◆ Aim of the exercise ◆
Extract each line containing the string "React".
════
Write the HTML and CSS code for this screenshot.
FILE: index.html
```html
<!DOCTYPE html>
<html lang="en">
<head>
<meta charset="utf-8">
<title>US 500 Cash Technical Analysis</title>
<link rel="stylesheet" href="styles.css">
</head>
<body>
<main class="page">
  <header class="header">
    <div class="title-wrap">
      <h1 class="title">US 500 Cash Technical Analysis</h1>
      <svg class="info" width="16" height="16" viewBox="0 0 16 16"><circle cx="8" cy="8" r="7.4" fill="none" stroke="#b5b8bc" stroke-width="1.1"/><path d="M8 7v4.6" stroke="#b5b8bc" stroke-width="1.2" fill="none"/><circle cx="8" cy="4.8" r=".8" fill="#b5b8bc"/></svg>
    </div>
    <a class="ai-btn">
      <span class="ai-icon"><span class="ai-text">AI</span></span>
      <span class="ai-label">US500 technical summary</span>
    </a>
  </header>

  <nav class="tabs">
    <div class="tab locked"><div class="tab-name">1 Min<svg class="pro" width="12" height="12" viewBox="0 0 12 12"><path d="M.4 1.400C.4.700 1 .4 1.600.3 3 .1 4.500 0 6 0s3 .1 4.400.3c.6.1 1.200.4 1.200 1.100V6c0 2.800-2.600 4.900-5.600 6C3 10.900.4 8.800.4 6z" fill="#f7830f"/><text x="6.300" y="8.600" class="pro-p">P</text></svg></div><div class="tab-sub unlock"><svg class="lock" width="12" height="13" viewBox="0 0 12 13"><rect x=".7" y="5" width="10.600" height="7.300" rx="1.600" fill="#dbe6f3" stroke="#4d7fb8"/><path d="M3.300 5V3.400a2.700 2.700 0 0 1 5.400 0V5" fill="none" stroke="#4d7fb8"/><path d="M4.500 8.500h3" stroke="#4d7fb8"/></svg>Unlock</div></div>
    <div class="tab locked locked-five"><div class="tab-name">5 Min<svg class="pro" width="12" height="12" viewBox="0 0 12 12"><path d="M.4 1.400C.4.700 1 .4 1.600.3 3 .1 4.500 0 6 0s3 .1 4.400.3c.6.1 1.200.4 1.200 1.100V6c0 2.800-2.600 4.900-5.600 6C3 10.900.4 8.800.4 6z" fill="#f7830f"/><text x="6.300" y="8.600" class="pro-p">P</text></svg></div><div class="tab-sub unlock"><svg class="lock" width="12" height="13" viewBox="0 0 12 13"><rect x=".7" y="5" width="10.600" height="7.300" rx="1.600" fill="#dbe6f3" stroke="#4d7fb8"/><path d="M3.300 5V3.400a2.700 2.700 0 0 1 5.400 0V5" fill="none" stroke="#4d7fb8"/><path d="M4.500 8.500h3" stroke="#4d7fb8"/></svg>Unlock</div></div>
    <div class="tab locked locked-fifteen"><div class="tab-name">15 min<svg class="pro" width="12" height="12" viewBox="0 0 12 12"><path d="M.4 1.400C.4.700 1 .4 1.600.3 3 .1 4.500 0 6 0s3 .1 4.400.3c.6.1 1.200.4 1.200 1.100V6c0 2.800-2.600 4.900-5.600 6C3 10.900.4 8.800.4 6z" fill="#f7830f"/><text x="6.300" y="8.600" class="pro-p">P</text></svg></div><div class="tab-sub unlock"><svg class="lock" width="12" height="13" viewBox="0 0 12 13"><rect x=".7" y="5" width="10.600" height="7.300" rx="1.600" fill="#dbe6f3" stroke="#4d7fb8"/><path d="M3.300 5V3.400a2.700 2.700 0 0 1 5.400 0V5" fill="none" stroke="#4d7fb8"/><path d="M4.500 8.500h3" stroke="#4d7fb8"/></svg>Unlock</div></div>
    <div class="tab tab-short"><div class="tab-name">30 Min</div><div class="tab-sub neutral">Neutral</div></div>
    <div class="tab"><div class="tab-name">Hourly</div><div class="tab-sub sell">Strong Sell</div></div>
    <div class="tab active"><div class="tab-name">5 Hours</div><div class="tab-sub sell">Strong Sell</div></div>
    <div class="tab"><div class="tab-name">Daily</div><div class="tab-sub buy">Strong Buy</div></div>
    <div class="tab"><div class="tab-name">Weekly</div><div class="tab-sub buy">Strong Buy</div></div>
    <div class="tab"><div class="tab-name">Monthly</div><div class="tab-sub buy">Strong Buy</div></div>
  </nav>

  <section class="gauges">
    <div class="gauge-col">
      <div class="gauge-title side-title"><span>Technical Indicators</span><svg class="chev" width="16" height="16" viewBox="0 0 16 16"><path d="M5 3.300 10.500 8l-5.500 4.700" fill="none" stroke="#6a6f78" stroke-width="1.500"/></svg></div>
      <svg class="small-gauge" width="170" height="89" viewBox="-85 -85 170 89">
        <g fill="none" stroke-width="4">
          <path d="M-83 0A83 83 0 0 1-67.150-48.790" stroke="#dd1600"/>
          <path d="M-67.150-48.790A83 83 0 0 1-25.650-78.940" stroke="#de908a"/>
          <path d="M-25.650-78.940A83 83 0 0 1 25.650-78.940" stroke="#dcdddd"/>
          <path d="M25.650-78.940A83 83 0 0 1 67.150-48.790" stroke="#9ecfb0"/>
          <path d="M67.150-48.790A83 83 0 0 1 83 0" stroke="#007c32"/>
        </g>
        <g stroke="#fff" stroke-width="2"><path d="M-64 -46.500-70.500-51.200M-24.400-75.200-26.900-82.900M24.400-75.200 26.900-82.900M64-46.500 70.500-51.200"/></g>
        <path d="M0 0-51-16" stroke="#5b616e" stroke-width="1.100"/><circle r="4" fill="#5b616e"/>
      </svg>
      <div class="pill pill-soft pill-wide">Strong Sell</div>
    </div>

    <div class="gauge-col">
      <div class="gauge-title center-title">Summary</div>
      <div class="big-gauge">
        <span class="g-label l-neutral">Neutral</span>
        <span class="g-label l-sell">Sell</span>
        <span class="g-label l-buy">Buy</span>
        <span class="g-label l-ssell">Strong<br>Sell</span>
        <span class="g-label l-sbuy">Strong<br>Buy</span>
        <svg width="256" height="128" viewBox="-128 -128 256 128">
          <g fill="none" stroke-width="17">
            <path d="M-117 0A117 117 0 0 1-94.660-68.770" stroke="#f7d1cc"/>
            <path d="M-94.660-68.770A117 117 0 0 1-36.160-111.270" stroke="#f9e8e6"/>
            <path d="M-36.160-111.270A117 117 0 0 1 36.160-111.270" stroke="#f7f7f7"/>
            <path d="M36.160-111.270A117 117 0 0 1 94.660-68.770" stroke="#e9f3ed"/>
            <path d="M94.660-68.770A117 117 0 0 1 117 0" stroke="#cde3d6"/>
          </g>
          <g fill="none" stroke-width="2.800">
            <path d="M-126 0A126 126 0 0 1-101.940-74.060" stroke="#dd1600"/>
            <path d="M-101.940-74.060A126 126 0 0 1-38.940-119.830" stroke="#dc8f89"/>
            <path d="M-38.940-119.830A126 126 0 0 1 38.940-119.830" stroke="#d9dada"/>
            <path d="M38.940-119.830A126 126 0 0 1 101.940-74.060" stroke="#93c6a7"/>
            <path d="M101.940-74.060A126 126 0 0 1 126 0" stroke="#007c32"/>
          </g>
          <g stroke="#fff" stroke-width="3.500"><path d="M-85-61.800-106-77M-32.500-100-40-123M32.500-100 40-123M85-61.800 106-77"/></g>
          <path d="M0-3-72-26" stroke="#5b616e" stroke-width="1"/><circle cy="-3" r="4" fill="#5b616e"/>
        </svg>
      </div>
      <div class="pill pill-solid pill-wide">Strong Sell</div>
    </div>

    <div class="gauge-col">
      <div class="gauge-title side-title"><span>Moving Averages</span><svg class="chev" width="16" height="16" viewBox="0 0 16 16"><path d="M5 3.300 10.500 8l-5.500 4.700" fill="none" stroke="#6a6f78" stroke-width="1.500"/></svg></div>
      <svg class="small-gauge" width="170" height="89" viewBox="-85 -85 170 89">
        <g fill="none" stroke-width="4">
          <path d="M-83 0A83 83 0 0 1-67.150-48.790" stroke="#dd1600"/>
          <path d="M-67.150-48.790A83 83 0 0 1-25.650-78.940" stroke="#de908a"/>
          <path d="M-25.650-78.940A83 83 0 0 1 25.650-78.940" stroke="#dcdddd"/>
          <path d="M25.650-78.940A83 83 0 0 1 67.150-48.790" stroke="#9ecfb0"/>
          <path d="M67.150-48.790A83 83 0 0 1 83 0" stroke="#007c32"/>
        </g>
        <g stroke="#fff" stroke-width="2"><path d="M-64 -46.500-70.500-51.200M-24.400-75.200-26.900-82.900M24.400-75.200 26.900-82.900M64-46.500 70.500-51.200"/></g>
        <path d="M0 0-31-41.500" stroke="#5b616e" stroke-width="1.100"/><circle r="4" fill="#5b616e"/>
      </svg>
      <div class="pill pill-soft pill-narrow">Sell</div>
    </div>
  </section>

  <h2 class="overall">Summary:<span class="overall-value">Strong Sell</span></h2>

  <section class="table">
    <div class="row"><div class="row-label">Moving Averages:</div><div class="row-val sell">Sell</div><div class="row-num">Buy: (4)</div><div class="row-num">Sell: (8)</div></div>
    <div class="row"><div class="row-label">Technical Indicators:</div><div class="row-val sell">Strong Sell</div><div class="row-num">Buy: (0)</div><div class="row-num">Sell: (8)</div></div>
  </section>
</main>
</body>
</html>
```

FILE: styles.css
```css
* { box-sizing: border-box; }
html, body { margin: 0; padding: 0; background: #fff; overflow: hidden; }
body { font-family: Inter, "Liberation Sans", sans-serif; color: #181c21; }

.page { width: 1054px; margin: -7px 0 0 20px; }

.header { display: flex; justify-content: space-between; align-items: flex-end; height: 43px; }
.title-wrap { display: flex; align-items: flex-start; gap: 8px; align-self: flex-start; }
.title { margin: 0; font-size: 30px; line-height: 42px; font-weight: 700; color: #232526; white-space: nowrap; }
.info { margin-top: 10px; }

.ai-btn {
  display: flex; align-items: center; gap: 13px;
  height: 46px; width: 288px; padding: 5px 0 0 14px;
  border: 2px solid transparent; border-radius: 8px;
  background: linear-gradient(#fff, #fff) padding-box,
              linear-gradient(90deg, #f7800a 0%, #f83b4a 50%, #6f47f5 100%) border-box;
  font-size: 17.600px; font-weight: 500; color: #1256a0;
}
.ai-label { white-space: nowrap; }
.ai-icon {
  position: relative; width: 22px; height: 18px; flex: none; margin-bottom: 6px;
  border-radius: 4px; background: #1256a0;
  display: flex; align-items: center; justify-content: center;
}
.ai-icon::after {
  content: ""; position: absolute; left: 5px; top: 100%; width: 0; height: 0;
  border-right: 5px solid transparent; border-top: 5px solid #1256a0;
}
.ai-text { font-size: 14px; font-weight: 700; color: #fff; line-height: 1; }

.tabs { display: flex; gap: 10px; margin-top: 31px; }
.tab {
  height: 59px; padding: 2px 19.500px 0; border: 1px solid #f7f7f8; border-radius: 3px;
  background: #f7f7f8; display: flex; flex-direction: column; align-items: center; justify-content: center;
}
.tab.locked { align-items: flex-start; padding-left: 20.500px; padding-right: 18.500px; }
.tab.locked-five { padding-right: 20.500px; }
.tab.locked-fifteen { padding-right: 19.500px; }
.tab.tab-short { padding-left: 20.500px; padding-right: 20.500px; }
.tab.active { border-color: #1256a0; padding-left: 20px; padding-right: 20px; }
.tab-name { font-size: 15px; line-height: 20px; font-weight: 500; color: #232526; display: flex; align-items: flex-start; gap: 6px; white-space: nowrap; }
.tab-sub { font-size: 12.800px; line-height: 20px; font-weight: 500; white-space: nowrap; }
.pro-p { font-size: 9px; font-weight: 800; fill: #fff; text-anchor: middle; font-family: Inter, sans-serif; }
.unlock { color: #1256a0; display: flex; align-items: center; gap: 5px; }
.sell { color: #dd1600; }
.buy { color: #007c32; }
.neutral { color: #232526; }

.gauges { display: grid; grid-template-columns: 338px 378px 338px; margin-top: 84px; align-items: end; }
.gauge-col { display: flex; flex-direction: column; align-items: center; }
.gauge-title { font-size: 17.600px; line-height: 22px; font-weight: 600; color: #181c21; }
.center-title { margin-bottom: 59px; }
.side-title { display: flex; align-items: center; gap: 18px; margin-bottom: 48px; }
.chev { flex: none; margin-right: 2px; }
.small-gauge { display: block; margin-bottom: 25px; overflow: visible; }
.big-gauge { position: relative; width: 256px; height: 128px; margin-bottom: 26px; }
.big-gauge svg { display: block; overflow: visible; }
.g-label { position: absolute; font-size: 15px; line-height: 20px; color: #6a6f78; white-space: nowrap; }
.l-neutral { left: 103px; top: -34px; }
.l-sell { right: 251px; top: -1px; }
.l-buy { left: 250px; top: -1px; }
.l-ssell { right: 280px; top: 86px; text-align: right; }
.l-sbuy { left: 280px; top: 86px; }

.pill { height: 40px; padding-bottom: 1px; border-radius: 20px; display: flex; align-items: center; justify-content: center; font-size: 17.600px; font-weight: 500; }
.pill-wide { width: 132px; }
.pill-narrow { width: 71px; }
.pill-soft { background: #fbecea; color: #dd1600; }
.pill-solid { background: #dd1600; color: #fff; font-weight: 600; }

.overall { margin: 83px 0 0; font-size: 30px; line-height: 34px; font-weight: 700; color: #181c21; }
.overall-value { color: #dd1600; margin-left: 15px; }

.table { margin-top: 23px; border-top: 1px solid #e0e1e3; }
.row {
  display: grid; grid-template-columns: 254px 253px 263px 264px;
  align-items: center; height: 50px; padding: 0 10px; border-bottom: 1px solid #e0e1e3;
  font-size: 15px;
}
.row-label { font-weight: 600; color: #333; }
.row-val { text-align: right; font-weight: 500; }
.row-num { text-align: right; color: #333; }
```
════
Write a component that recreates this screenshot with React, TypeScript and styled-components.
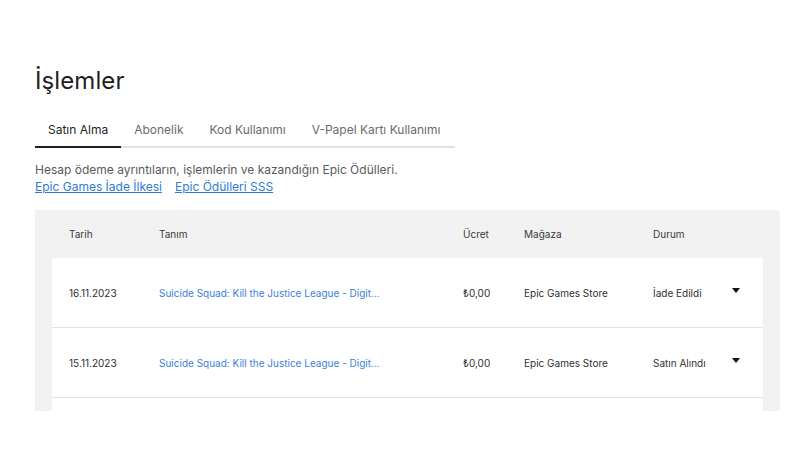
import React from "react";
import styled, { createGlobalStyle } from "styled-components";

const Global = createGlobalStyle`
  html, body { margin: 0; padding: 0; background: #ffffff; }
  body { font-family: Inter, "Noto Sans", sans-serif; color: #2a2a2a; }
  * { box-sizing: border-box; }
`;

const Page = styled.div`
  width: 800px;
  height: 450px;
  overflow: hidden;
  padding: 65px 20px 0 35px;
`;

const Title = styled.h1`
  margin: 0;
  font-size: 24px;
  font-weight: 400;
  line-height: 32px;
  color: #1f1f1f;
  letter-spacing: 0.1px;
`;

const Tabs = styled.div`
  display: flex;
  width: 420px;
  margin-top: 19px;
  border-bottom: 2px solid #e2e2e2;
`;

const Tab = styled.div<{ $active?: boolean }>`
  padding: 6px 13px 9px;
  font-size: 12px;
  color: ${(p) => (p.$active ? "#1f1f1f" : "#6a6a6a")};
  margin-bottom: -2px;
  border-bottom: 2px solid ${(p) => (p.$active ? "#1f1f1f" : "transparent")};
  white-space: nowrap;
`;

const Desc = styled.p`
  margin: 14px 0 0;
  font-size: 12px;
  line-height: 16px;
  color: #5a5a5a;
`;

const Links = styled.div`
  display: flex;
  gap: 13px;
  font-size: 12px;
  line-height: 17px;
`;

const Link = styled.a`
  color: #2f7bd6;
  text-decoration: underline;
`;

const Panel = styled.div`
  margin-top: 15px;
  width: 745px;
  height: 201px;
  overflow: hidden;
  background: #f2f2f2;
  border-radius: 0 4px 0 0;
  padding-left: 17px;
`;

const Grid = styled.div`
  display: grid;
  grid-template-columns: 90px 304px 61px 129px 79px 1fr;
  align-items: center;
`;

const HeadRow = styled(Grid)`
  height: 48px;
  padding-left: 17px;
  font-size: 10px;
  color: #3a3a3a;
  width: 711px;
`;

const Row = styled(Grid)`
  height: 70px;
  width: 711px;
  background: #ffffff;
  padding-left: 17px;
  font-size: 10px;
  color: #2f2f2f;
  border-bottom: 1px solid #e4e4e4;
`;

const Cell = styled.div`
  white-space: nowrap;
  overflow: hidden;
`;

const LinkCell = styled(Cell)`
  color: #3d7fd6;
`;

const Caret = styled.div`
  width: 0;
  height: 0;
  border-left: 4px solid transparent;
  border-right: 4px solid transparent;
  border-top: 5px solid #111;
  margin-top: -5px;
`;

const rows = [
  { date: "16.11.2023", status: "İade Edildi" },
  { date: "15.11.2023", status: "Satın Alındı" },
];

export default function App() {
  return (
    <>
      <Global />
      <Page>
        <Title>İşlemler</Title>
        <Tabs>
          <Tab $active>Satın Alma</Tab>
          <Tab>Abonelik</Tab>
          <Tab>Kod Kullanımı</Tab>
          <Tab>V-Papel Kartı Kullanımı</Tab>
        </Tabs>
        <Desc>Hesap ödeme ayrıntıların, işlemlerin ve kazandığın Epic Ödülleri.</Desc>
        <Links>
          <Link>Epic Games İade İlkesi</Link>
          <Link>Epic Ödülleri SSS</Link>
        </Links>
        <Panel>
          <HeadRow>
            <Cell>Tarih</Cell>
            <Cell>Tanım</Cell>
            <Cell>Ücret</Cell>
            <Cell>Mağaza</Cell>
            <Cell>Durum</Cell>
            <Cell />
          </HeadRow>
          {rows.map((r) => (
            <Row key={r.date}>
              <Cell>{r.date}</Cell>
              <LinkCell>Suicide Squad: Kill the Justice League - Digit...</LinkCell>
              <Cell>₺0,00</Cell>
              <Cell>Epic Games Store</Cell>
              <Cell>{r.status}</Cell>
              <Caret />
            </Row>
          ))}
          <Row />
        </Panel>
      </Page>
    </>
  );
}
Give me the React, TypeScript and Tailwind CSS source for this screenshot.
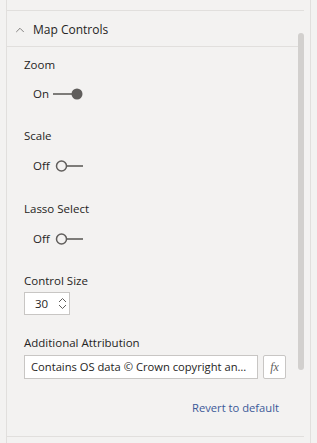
════
◆ Reply ◆
Write a component that recreates this screenshot with React, TypeScript and styled-components.
import React from "react";
Give me the React, TypeScript and Tailwind CSS source for this screenshot.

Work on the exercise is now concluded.